As big and complex as such ideas are, with lots to work on, I wonder about something else at the moment. I wonder if we are building something of a ecological change in the next world and it's relation to this world. See the Baha'i Faith has some interesting scriptures - it suggests the flow of relationship is not just this life to that life, or this world to that one:

“Those who have ascended have different attributes from those who are still on earth, yet there is no real separation.  In prayer there is a mingling of station, a mingling of condition. Pray for them as they pray for you!”(3)
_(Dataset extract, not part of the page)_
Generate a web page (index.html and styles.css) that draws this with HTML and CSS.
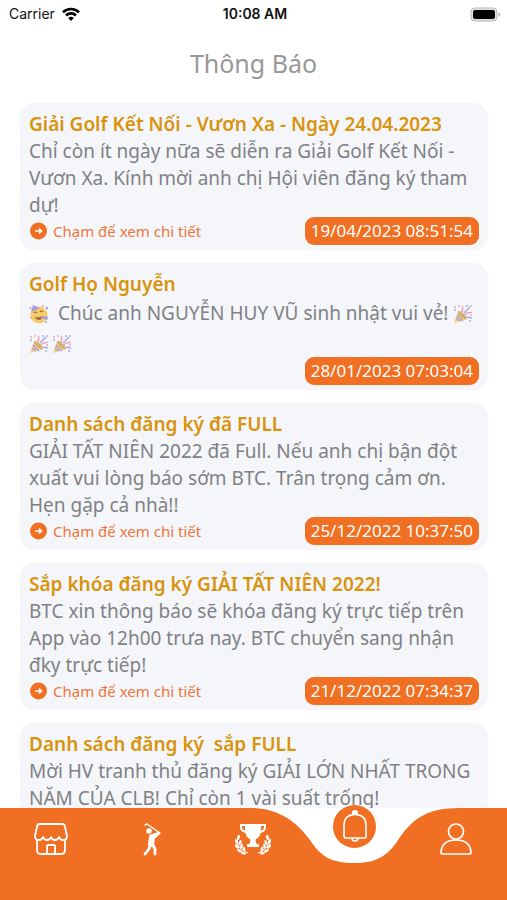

Indeed beyond this, "The soul that hath remained faithful to the Cause of God, and stood unwaveringly firm in His Path shall, after his ascension, be possessed of such power that all the worlds which the Almighty hath created can benefit through him. Such a soul provideth, at the bidding of the Ideal King and Divine Educator, the pure leaven that leaveneth the world of being, and furnisheth the power through which the arts and wonders of the world are made manifest."(4)

Apparently we living in this world might be of some interest to folks "over there", and so we might in our own turn.